Solving Trig Equation tan^2x - 5tanx + 5 = 0 on (0, 2pi)

[mathcholo]

We are supposed to set the equation equal to zero to see what X equals within (0, 2pi)
I tried it two ways:

tan^2x-5tanx+5=0
(tanx-3)(tanx-2)=0
(tanx-3)=0 (tanx-2)=0
tanx=3 tanx=2

but then what? it doesn't seem to work out because in class the answer seemed to come out to be like tanx=sqrt. 3
then it the final answer would be pi/3 and 4pi/3.

My other method:
tan^2x-5tanx+5=0
tan^2x-5tanx=-5
tanx(tanx-5)=-5

but then I'm confused how i can set tanx=-5 or (tanx-5)=-5

 

[stapel]

We are supposed to set the equation equal to zero to see what X equals within (0, 2pi)
I tried it two ways:

tan^2x-5tanx+5=0
(tanx-3)(tanx-2)=0
(tanx-3)=0 (tanx-2)=0
tanx=3 tanx=2

but then what? it doesn't seem to work out because in class the answer seemed to come out to be like tanx=sqrt. 3

You might want to check with a fellow student. I really doubt that the instructor said that the solution to tan(x) = 3 or tan(x) = 2 was the square root of three! :shock:

then it the final answer would be pi/3 and 4pi/3.

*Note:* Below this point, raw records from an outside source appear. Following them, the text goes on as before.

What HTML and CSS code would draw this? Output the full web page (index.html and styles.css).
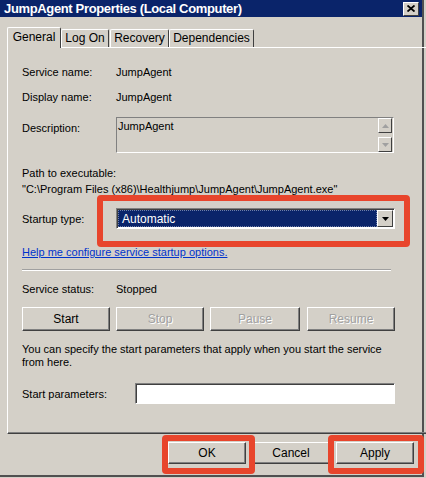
FILE: index.html
```html
<!DOCTYPE html>
<html>
<head>
  <title>JumpAgent Properties</title>
  <link rel="stylesheet" href="styles.css">
</head>
<body>
<div class="window">
  <div class="titlebar">
    <span class="title">JumpAgent Properties (Local Computer)</span>
    <span class="close">
      <svg width="8" height="7" viewBox="0 0 8 7"><path d="M0.5 0.5 L7.5 6.5 M7.5 0.5 L0.5 6.5" stroke="#000" stroke-width="1.8"/></svg>
    </span>
  </div>

  <div class="tabs">
    <div class="tab active tab-general">General</div>
    <div class="tab tab-logon">Log On</div>
    <div class="tab tab-recovery">Recovery</div>
    <div class="tab tab-deps">Dependencies</div>
  </div>

  <div class="panel">
    <div class="row row-name">
      <span class="label">Service name:</span>
      <span class="value">JumpAgent</span>
    </div>
    <div class="row row-display">
      <span class="label">Display name:</span>
      <span class="value">JumpAgent</span>
    </div>
    <div class="row-desc">
      <span class="label">Description:</span>
      <div class="descbox">
        <span class="desctext">JumpAgent</span>
        <div class="scroll">
          <span class="sbtn"><svg width="7" height="4" viewBox="0 0 7 4"><path d="M3.5 0 L7 4 L0 4 Z" fill="#a0a0a0"/></svg></span>
          <span class="sbtn"><svg width="7" height="4" viewBox="0 0 7 4"><path d="M0 0 L7 0 L3.5 4 Z" fill="#a0a0a0"/></svg></span>
        </div>
      </div>
    </div>
    <div class="path">
      <div>Path to executable:</div>
      <div>"C:\Program Files (x86)\Healthjump\JumpAgent\JumpAgent.exe"</div>
    </div>
    <div class="row-startup">
      <span class="label">Startup type:</span>
      <div class="select">
        <span class="selected">Automatic</span>
        <span class="dropbtn"><svg width="7" height="4" viewBox="0 0 7 4"><path d="M0 0 L7 0 L3.5 4 Z" fill="#000"/></svg></span>
      </div>
    </div>
    <a class="help" href="#">Help me configure service startup options.</a>
    <div class="sep"></div>
    <div class="row row-status">
      <span class="label">Service status:</span>
      <span class="value">Stopped</span>
    </div>
    <div class="svc-buttons">
      <span class="btn b-start">Start</span>
      <span class="btn b-stop disabled">Stop</span>
      <span class="btn b-pause disabled">Pause</span>
      <span class="btn b-resume disabled">Resume</span>
    </div>
    <p class="note">You can specify the start parameters that apply when you start the service from here.</p>
    <div class="row-params">
      <span class="label">Start parameters:</span>
      <div class="paraminput"></div>
    </div>
  </div>

  <div class="actions">
    <span class="btn dlg">OK</span>
    <span class="btn dlg">Cancel</span>
    <span class="btn dlg">Apply</span>
  </div>

  <!-- red annotation boxes -->
  <div class="mark mark-startup"></div>
  <div class="mark mark-ok"></div>
  <div class="mark mark-apply"></div>
</div>
</body>
</html>
```

FILE: styles.css
```css
body {
  margin: 0;
  background-color: #d4d0c8;
  font-family: "Liberation Sans", Arial, sans-serif;
  font-size: 11px;
  color: #000;
  width: 426px;
  height: 478px;
  overflow: hidden;
}

.window {
  position: relative;
  width: 422px;
  height: 475px;
  border-right: 2px solid #505050;
  border-bottom: 2px solid #505050;
  background-color: #d4d0c8;
}

.titlebar {
  height: 17px;
  background-color: #0a246a;
  display: flex;
  align-items: center;
  justify-content: space-between;
  padding: 0 3px 0 4px;
}

.title {
  color: #fff;
  font-weight: bold;
  font-size: 13px;
  letter-spacing: -0.35px;
}

.close {
  width: 14px;
  height: 12px;
  background-color: #d4d0c8;
  border: 1px solid;
  border-color: #fff #404040 #404040 #fff;
  display: flex;
  align-items: center;
  justify-content: center;
}

/* tabs */
.tabs {
  display: flex;
  align-items: flex-end;
  height: 20px;
  margin: 10px 0 0 7px;
}

.tab {
  height: 17px;
  line-height: 17px;
  text-align: center;
  border: 1px solid;
  border-bottom: none;
  border-color: #fff #404040 #fff #fff;
  border-radius: 2px 2px 0 0;
  font-size: 12px;
}

.tab.active {
  position: relative;
  z-index: 1;
  height: 20px;
  line-height: 18px;
  margin-bottom: -1px;
  background-color: #d4d0c8;
}

.tab-general { width: 52px; }
.tab-logon { width: 46px; }
.tab-recovery { width: 57px; margin-left: 1px; }
.tab-deps { width: 83px; }

/* panel */
.panel {
  margin-left: 7px;
  width: 405px;
  height: 368px;
  border: 1px solid;
  border-color: #fff #404040 #404040 #fff;
  box-shadow: inset -1px -1px 0 #808080;
  padding: 17px 0 0 14px;
  box-sizing: content-box;
}

.label {
  display: inline-block;
  width: 94px;
  flex-shrink: 0;
}

.row {
  display: flex;
  align-items: center;
  height: 14px;
  line-height: 14px;
}

.row-display { margin-top: 11px; }

.row-desc {
  display: flex;
  margin-top: 13px;
}

.row-desc .label {
  padding-top: 5px;
}

.descbox {
  width: 276px;
  height: 34px;
  border: 1px solid;
  border-color: #808080 #fff #fff #808080;
  display: flex;
  justify-content: space-between;
}

.desctext {
  padding: 2px 0 0 1px;
  line-height: 12px;
}

.scroll {
  display: flex;
  flex-direction: column;
  justify-content: space-between;
  padding: 0 1px 0 0;
}

.sbtn {
  width: 14px;
  height: 15px;
  border: 1px solid;
  border-color: #fff #404040 #404040 #fff;
  box-sizing: border-box;
  display: flex;
  align-items: center;
  justify-content: center;
}

.path {
  margin-top: 12px;
  line-height: 16px;
}

.row-startup {
  display: flex;
  align-items: center;
  margin-top: 11px;
}

.select {
  width: 275px;
  height: 17px;
  border: 1px solid;
  border-color: #808080 #fff #fff #808080;
  box-shadow: inset 1px 1px 0 #404040;
  display: flex;
  background-color: #fff;
  padding: 1px;
  box-sizing: content-box;
}

.selected {
  flex: 1;
  background-color: #0a246a;
  color: #fff;
  font-size: 12px;
  line-height: 17px;
  padding-left: 3px;
  border: 1px dotted #6f7fa8;
  box-sizing: border-box;
}

.dropbtn {
  width: 16px;
  height: 17px;
  background-color: #d4d0c8;
  border: 1px solid;
  border-color: #fff #404040 #404040 #fff;
  box-sizing: border-box;
  display: flex;
  align-items: center;
  justify-content: center;
}

.help {
  display: block;
  margin-top: 16px;
  width: max-content;
  line-height: 14px;
  color: #0033cc;
  text-decoration: underline;
}

.sep {
  margin-top: 10px;
  width: 369px;
  height: 1px;
  background-color: #a0a0a0;
  border-bottom: 1px solid #fff;
}

.row-status { margin-top: 11px; }

.svc-buttons {
  display: flex;
  gap: 6px;
  margin-top: 11px;
}

.btn {
  height: 24px;
  line-height: 22px;
  text-align: center;
  font-size: 12px;
  border: 1px solid;
  border-color: #fff #404040 #404040 #fff;
  box-shadow: inset -1px -1px 0 #808080;
  box-sizing: border-box;
  background-color: #d4d0c8;
}

.b-start, .b-stop, .b-resume { width: 88px; }
.b-pause { width: 90px; }
.b-resume { margin-left: 1px; }

.btn.disabled {
  color: #a0a0a0;
  text-shadow: 1px 1px 0 #fff;
}

.note {
  margin: 12px 0 0 0;
  width: 380px;
  line-height: 13px;
}

.row-params {
  display: flex;
  align-items: center;
  margin-top: 14px;
}

.row-params .label {
  width: 113px;
}

.paraminput {
  width: 258px;
  height: 19px;
  background-color: #fff;
  border: 1px solid;
  border-color: #808080 #fff #fff #808080;
  box-shadow: inset 1px 1px 0 #404040;
}

/* dialog buttons */
.actions {
  display: flex;
  justify-content: flex-end;
  gap: 6px;
  margin-top: 8px;
  padding-right: 8px;
}

.btn.dlg {
  width: 78px;
  height: 22px;
  line-height: 20px;
}

/* annotation boxes */
.mark {
  position: absolute;
  border: 6px solid #e8452c;
  border-radius: 4px;
  box-sizing: border-box;
}

.mark-startup { left: 97px; top: 195px; width: 313px; height: 52px; }
.mark-ok { left: 162px; top: 435px; width: 93px; height: 39px; }
.mark-apply { left: 328px; top: 435px; width: 96px; height: 39px; }
```
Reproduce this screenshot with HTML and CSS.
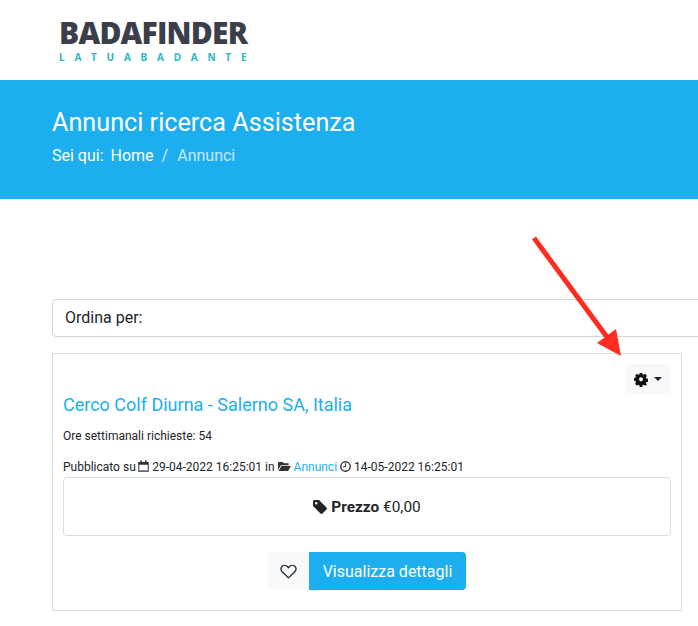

When you plugged these values in for "x", did they work in the original equation, or did they fail? So maybe this is where you're supposed to apply what they covered when they taught about the "inverse" keys on your calculator.

My other method:
tan^2x-5tanx+5=0
tan^2x-5tanx=-5

When has this ever been an appropriate method for solving a quadratic equation? (Hint: Never.)

 

[Prove It]

Since when is (-3)(-2) = 5?

 

[Deleted member 4993]

We are supposed to set the equation equal to zero to see what X equals within (0, 2pi)
I tried it two ways:

tan^2x-5tanx+5=0
(tanx-3)(tanx-2)=0
(tanx-3)=0 (tanx-2)=0
tanx=3 tanx=2

but then what? it doesn't seem to work out because in class the answer seemed to come out to be like tanx=sqrt. 3
then it the final answer would be pi/3 and 4pi/3.

My other method:
tan^2x-5tanx+5=0
tan^2x-5tanx=-5
tanx(tanx-5)=-5

but then I'm confused how i can set tanx=-5 or (tanx-5)=-5

[h=2]tan^2x - 5tanx + 5 = 0 on (0, 2π)[/h]This is a quadratic equation of the form:

Ax^2 + Bx + C = 0

Then the solution for x is

x_1,2 = [-B ± √(B² - 4*A*C)]/[2*A]

Then

tan(x) = [5 ± √(25 - 4*1*5)]/2

Now leave it in fraction&radical form or get your calculator out and use it.....